-- START OF Collected material --

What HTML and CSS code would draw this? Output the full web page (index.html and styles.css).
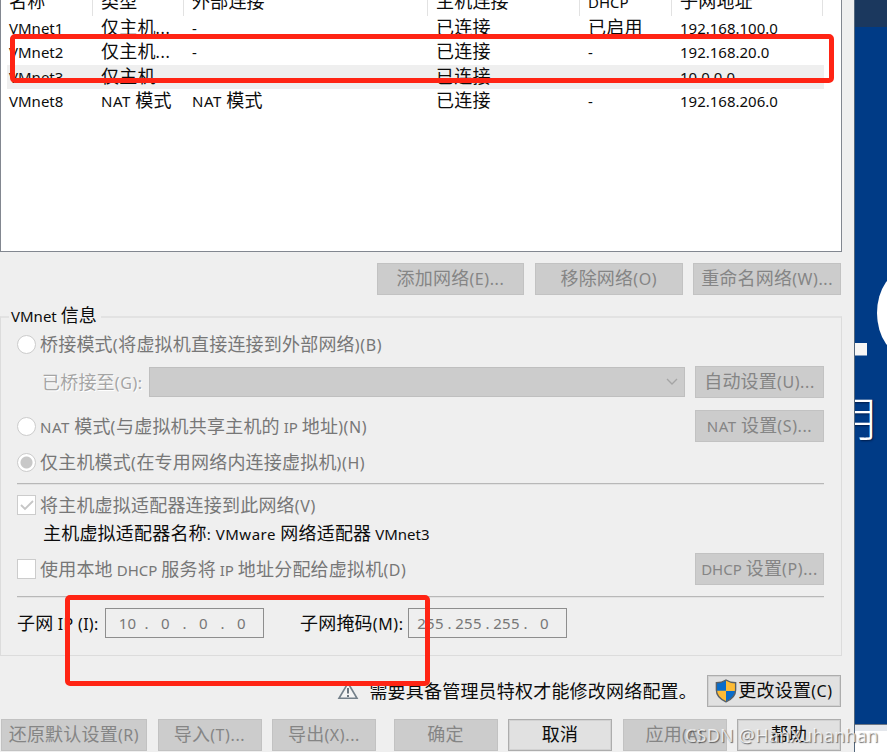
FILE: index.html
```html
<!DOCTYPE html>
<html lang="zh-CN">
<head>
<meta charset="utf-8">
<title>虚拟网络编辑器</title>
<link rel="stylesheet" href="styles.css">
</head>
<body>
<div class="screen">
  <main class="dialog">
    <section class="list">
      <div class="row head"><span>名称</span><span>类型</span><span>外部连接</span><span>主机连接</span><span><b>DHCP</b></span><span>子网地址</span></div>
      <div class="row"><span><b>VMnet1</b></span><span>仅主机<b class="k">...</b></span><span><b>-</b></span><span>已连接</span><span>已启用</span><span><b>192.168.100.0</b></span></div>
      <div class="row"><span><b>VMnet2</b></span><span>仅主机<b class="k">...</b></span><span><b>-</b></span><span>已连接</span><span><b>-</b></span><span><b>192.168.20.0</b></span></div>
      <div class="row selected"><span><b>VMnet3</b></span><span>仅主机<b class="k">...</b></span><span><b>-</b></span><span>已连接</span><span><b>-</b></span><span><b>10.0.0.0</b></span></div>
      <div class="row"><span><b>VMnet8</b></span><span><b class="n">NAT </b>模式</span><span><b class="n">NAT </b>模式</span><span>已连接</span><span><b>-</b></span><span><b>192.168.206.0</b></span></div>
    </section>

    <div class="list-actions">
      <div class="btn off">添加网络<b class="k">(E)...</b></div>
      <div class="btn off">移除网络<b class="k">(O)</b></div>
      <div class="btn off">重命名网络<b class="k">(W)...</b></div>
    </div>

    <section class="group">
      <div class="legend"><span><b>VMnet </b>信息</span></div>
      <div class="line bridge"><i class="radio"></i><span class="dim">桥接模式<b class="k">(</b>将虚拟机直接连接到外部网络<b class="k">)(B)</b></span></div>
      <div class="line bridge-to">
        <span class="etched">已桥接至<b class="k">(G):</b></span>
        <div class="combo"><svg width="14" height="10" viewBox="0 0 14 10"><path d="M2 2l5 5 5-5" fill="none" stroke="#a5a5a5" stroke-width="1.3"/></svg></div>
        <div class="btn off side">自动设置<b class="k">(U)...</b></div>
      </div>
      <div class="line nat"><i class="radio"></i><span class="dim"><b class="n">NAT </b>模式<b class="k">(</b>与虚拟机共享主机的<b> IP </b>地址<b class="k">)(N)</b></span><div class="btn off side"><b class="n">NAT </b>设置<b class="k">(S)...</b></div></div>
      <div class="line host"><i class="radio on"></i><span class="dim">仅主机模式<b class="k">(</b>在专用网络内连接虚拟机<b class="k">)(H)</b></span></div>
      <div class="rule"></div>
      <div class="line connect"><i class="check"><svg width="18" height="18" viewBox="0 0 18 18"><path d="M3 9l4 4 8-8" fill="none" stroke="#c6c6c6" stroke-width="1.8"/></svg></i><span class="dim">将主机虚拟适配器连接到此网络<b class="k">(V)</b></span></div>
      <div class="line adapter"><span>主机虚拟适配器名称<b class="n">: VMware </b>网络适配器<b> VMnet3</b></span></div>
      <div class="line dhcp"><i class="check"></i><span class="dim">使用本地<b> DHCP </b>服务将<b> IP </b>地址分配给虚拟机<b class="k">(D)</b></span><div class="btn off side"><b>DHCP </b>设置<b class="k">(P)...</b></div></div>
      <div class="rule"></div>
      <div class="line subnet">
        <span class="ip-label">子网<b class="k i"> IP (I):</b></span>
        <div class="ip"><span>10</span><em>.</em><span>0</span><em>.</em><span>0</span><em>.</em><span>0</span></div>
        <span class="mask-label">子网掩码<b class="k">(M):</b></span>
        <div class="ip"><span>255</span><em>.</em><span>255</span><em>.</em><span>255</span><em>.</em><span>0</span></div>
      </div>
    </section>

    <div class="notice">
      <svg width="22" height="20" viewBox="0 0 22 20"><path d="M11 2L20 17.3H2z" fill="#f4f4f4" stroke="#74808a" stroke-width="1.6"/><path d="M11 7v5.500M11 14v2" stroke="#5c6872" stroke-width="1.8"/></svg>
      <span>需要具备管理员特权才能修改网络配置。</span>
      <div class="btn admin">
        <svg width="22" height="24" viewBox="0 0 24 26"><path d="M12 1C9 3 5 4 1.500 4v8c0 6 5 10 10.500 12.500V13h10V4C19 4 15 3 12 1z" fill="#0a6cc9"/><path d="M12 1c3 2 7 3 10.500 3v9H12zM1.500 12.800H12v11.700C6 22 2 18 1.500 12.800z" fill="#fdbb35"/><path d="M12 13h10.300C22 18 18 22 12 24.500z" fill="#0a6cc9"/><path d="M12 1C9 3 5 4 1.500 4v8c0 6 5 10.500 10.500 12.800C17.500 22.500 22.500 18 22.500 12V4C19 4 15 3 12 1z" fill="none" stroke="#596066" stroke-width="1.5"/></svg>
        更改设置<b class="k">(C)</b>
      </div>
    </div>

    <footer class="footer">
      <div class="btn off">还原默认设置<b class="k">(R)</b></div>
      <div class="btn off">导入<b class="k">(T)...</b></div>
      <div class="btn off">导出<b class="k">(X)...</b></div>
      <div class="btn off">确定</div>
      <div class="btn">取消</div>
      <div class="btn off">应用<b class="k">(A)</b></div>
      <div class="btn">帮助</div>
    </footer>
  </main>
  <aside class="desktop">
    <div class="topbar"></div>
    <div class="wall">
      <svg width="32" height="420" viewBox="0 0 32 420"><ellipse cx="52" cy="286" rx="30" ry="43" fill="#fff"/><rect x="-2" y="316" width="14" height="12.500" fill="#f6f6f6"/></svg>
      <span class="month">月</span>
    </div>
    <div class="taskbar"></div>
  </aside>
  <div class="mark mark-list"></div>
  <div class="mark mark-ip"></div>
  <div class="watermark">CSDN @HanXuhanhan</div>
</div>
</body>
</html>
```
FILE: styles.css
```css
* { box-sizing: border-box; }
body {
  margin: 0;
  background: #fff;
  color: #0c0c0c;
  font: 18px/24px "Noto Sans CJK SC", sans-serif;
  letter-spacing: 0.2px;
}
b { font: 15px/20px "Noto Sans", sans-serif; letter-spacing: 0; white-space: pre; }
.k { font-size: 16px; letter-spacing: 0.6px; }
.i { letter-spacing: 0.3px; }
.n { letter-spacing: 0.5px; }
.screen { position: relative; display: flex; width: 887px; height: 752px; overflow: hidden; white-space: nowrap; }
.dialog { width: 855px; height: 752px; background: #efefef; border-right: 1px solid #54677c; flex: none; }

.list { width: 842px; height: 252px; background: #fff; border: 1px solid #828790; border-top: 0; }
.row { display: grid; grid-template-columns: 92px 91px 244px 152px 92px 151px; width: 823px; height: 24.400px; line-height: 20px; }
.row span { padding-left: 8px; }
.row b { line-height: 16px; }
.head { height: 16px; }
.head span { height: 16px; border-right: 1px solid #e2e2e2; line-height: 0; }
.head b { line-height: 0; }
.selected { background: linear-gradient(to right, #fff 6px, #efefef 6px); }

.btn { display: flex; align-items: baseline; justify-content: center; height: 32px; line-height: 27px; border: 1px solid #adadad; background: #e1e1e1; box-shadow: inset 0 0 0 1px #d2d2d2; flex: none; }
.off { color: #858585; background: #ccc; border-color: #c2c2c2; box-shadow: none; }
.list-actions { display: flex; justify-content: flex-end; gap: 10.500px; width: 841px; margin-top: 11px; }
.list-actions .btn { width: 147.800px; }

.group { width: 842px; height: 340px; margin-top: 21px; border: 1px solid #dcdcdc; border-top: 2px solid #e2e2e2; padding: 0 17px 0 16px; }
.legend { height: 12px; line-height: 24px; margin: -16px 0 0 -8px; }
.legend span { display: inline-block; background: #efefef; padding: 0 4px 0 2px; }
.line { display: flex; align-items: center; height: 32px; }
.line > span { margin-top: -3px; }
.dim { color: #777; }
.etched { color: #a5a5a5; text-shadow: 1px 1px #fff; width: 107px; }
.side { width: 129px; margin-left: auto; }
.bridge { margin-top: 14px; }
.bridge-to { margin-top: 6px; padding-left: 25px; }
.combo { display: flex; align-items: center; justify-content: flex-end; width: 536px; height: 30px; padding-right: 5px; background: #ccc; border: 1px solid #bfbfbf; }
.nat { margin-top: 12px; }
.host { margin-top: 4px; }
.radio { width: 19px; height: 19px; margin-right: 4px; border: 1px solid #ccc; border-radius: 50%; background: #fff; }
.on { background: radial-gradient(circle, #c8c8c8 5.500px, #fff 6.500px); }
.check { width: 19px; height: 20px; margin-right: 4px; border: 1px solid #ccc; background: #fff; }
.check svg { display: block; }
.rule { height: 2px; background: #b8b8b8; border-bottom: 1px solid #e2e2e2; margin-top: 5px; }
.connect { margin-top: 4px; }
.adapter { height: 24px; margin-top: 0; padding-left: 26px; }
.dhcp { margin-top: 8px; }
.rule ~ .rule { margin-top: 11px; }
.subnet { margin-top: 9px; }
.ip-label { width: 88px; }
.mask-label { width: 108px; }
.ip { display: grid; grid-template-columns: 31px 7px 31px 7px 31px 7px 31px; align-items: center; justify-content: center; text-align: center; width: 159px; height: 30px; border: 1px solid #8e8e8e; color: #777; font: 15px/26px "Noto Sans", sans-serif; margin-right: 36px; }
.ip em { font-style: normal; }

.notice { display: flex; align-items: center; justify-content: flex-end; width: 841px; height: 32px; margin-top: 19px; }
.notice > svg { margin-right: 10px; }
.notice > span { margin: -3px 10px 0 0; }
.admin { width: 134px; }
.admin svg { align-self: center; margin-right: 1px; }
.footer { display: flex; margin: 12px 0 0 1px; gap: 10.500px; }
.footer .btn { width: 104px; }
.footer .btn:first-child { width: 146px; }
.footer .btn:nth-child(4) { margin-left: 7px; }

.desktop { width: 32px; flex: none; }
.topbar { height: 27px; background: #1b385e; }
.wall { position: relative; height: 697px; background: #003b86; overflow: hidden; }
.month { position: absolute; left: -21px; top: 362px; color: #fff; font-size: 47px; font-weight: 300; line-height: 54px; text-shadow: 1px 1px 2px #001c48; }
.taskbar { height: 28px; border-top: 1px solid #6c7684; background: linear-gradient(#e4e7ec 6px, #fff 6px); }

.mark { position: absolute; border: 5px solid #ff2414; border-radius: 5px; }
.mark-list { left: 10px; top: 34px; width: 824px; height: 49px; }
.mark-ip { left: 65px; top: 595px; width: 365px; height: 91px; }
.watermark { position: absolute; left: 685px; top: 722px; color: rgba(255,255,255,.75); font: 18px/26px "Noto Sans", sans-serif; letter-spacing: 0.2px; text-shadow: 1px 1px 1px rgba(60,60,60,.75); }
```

-- END OF Collected material --

**To do**
Count the lines that hold the string "index", and reply with that number alone.

**Response to the task**
2